Exercise requirements:
Your job is to return the lines between the line holding "Write the React and" and the line holding "import React from 'react';", inclusive, exactly and with no pictures.

Extracted data:
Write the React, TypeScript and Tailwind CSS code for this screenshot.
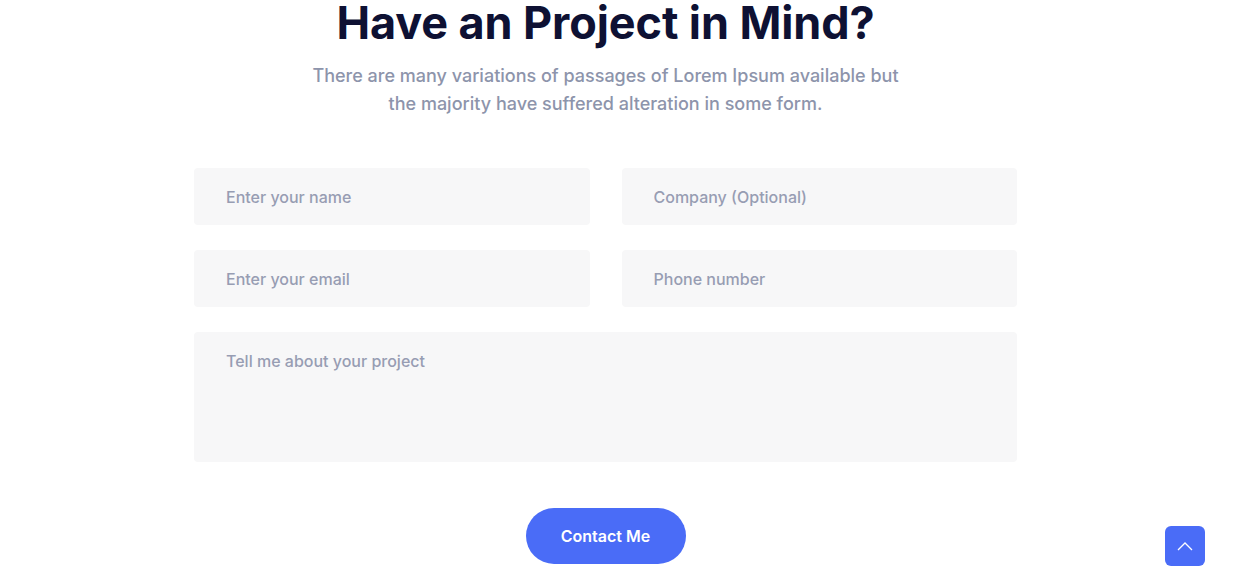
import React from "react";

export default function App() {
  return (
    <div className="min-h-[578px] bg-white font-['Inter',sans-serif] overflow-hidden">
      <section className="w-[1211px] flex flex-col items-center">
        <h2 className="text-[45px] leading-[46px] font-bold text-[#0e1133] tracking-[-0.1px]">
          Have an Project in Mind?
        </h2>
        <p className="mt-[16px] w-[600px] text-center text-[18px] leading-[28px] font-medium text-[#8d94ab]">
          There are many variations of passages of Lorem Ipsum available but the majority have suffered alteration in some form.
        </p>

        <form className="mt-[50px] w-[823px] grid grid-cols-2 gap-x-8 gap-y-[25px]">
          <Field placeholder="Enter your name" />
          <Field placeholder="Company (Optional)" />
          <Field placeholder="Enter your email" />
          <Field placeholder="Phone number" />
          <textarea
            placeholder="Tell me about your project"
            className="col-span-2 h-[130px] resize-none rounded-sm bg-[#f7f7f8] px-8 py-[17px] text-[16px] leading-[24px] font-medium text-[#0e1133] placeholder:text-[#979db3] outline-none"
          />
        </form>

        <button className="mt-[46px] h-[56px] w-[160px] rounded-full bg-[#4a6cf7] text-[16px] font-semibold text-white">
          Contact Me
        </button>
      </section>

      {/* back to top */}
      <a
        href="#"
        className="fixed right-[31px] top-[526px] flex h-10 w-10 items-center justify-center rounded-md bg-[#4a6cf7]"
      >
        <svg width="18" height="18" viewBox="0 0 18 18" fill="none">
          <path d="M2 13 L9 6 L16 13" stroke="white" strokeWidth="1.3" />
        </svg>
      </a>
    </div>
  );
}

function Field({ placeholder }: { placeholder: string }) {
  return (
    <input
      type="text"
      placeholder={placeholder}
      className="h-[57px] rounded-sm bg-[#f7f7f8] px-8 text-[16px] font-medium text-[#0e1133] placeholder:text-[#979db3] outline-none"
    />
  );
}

---

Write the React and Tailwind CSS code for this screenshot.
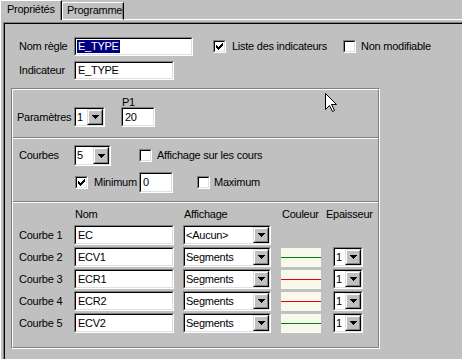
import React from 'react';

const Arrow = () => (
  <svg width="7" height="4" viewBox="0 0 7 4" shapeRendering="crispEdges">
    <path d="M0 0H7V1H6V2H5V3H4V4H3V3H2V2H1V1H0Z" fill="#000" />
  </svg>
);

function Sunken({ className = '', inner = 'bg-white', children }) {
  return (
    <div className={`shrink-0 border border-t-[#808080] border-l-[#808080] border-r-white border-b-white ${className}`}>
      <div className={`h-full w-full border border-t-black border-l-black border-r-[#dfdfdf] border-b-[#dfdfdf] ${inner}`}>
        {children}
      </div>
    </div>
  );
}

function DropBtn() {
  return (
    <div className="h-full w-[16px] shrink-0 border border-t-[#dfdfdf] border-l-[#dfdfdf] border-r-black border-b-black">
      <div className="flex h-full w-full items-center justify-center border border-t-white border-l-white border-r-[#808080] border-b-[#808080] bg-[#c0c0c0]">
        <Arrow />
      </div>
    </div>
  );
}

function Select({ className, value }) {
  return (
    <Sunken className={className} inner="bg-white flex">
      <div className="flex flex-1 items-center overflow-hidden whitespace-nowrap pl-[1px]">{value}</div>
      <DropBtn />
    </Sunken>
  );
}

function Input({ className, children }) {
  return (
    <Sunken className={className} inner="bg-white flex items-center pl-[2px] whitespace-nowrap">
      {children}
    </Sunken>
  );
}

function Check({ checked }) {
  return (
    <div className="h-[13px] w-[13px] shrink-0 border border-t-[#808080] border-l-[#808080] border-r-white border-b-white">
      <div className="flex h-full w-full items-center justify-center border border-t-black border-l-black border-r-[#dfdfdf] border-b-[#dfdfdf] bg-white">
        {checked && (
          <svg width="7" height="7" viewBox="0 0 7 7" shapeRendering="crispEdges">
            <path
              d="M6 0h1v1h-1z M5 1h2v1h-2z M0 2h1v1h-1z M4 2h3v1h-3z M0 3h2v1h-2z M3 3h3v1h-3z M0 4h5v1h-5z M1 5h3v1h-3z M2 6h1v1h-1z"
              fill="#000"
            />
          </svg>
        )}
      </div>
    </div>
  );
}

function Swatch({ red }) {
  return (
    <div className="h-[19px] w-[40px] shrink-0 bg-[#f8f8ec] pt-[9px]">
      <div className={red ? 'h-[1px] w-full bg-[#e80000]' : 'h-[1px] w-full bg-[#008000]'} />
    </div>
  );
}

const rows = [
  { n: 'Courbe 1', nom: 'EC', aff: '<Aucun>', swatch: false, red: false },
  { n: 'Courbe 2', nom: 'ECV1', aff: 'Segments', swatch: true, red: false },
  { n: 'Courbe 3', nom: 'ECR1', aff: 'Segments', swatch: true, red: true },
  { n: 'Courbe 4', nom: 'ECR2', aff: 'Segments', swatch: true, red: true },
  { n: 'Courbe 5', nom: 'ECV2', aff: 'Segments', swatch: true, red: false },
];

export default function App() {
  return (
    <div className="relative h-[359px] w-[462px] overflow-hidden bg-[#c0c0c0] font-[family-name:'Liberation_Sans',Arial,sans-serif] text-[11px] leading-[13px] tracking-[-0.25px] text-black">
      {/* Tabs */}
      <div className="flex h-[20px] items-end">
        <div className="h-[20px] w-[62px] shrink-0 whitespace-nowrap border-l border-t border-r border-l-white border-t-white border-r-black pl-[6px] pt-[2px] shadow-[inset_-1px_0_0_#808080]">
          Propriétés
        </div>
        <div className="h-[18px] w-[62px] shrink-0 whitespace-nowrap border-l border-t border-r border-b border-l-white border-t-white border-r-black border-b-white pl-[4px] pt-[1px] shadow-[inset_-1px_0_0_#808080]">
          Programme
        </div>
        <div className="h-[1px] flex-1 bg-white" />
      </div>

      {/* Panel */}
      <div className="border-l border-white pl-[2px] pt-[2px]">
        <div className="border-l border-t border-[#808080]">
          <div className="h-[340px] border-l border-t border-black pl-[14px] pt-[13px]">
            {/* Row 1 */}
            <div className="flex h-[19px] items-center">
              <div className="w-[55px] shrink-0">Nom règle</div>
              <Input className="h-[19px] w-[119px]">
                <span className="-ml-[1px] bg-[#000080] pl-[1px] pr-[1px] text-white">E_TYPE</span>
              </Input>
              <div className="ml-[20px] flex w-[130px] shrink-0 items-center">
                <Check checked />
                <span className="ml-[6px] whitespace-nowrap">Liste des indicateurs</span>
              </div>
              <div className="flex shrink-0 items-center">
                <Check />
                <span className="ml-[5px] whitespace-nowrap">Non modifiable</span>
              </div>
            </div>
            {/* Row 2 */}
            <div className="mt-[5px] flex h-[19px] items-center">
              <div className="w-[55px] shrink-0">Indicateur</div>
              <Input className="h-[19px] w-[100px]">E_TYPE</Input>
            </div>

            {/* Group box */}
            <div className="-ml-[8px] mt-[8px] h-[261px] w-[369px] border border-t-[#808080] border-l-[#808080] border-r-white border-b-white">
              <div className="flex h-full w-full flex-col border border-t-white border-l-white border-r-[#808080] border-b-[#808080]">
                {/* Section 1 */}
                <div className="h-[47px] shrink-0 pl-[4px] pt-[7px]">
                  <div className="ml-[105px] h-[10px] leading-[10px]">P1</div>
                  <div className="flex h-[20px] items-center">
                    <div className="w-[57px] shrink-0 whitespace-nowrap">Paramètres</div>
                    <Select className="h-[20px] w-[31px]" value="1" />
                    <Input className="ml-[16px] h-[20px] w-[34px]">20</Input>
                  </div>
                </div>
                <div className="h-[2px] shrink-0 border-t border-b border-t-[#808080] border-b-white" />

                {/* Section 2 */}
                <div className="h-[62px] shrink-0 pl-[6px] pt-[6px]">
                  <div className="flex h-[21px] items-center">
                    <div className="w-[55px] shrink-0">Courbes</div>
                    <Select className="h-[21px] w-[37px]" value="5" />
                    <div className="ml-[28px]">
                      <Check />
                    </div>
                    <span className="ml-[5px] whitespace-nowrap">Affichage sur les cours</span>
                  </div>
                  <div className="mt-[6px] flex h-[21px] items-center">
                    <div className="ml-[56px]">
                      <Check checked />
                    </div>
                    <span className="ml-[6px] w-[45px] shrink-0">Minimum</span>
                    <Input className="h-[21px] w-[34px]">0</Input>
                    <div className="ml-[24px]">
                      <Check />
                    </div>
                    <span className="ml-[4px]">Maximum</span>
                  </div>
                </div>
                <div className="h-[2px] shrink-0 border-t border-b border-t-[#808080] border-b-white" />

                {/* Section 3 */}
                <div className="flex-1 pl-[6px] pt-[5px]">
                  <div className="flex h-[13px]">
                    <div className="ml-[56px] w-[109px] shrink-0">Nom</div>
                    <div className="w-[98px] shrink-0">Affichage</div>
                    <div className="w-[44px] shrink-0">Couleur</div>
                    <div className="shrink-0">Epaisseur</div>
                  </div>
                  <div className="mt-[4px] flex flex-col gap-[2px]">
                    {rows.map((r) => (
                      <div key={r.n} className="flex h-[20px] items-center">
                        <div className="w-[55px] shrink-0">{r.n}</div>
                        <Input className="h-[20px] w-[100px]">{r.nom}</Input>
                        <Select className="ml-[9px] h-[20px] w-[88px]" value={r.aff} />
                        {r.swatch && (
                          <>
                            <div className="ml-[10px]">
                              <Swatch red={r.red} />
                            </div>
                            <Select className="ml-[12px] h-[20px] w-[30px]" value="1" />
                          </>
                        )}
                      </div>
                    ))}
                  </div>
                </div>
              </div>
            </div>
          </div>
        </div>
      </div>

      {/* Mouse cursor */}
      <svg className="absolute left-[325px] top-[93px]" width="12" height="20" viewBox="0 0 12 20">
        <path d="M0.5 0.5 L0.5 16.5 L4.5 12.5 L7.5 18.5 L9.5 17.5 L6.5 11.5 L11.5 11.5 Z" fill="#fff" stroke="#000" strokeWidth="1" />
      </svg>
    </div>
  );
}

Response:
Write the React and Tailwind CSS code for this screenshot.
import React from 'react';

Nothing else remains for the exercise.